Medicine and public health are not the only source of insight on questions of societal and community wellbeing. But they need not be excluded from making considered interventions. On the contrary, there is a meaningful sense in which the disciplines of medicine and public health can be concerned with much more than biological realities. Rather than adopting an epistemology that precludes philosophical and theological questions—the “totalitarian scientistic epistemology” that Kheriaty warns of—we should seek to foster spaces in which different epistemologies can interact in a mutually enriching way.
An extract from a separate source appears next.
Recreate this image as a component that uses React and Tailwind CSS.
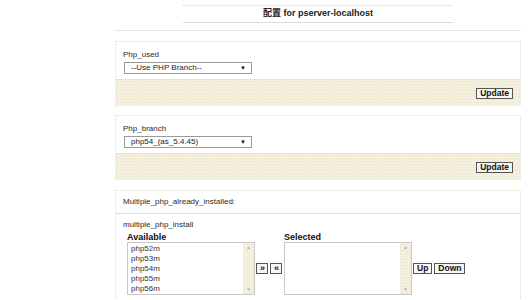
import React from 'react';

const dots = 'bg-white bg-[radial-gradient(circle,#ebebe4_0.6px,transparent_0.7px)] bg-[length:4px_4px]';
const beige = 'bg-[#f5f0de] bg-[radial-gradient(circle,#e9e2c8_0.7px,transparent_0.8px)] bg-[length:3px_3px]';

const Btn = ({ children, className = '' }) => (
  <button
    type="button"
    className={`h-[11px] px-[3px] border border-[#555] bg-[#f6f6f6] text-[8.5px] font-bold leading-none text-[#111] ${className}`}
  >
    {children}
  </button>
);

const FakeSelect = ({ value }) => (
  <div className="mt-[2px] ml-[1px] w-[128px] h-[12px] border border-[#9a9a9a] bg-white flex items-center justify-between pl-[6px] pr-[5px]">
    <span className="text-[8px] leading-none text-[#222]">{value}</span>
    <span className="text-[6px] leading-none text-[#111]">▼</span>
  </div>
);

const SelectPanel = ({ label, value }) => (
  <div className="border border-dotted border-[#dcdcd4]">
    <div className={`${dots} h-[37px] pl-[7px] pt-[7px]`}>
      <div className="text-[8px] leading-[11px] text-[#2a2a2a]">{label}</div>
      <FakeSelect value={value} />
    </div>
    <div className={`${beige} h-[26px] flex items-start justify-end pr-[7px] pt-[8px] border-t border-[#e6e2d2]`}>
      <Btn>Update</Btn>
    </div>
  </div>
);

const ListBox = ({ items }) => (
  <div className="w-[128px] h-[53px] border border-[#c8c8c8] bg-white flex">
    <div className="flex-1 pl-[3px] pt-[1px]">
      {items.map((it) => (
        <div key={it} className="text-[8px] leading-[10px] text-[#333]">{it}</div>
      ))}
    </div>
    <div className={`${beige} w-[11px] flex flex-col items-center justify-between py-[2px] text-[#b8b4a8] text-[5px] leading-none`}>
      <span>▲</span>
      <span>▼</span>
    </div>
  </div>
);

export default function App() {
  return (
    <div className="w-[530px] h-[300px] bg-white overflow-hidden pt-[5px] pl-[115px] font-['Liberation_Sans',sans-serif]">
      <div className="w-[406px]">
        <div className="mx-auto w-[270px]">
          <div className="border-t border-dotted border-[#d8d8c0]" />
          <div className="h-[16px] flex items-center justify-center">
            <span className="text-[9px] font-bold text-[#222] font-['Liberation_Sans','Noto_Sans_CJK_SC',sans-serif]">配置 for pserver-localhost</span>
          </div>
          <div className="border-t border-[#dcdcdc]" />
        </div>
        <div className="mt-[7px] border-t border-[#e2e2e2]" />

        <div className="mt-[10px]">
          <SelectPanel label="Php_used" value="--Use PHP Branch--" />
        </div>
        <div className="mt-[9px]">
          <SelectPanel label="Php_branch" value="php54_(as_5.4.45)" />
        </div>

        <div className={`mt-[10px] border border-dotted border-[#dcdcd4] ${dots}`}>
          <div className="h-[23px] pl-[7px] flex items-center border-b border-[#e0e0e0]">
            <span className="text-[8px] text-[#2a2a2a]">Multiple_php_already_installed:</span>
          </div>
          <div className="pl-[7px] pt-[5px] h-[100px]">
            <div className="text-[8px] leading-[11px] text-[#2a2a2a]">multiple_php_install</div>
            <div className="flex items-end mt-[2px]">
              <div className="ml-[4px]">
                <div className="text-[9px] font-bold leading-[10px] text-[#111]">Available</div>
                <ListBox items={['php52m', 'php53m', 'php54m', 'php55m', 'php56m']} />
              </div>
              <div className="flex gap-[2px] ml-[1px] mb-[21px]">
                <Btn className="w-[12px] px-0 text-[9px]">»</Btn>
                <Btn className="w-[12px] px-0 text-[9px]">«</Btn>
              </div>
              <div className="ml-[2px]">
                <div className="text-[9px] font-bold leading-[10px] text-[#111]">Selected</div>
                <ListBox items={[]} />
              </div>
              <div className="flex gap-[2px] ml-[1px] mb-[21px]">
                <Btn>Up</Btn>
                <Btn>Down</Btn>
              </div>
            </div>
          </div>
        </div>
      </div>
    </div>
  );
}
One of the key moral lessons from the pandemic was the idea that our pursuit of health ought not be to the total exclusion of other human goods. Disciplines like public health must acknowledge the importance of other human and spiritual goods: what Kheriaty calls “family, friendship, community, knowledge, beauty, worship, devotion, virtue, God, and so on.” But by the same token, we ought to recognize the capacity of public health to usefully contribute to reflection on how societies can better realize these goods.
Xavier Symons is a Postdoctoral Research Fellow at the Human Flourishing Program in the Institute for Quantitative Social Science, Harvard University.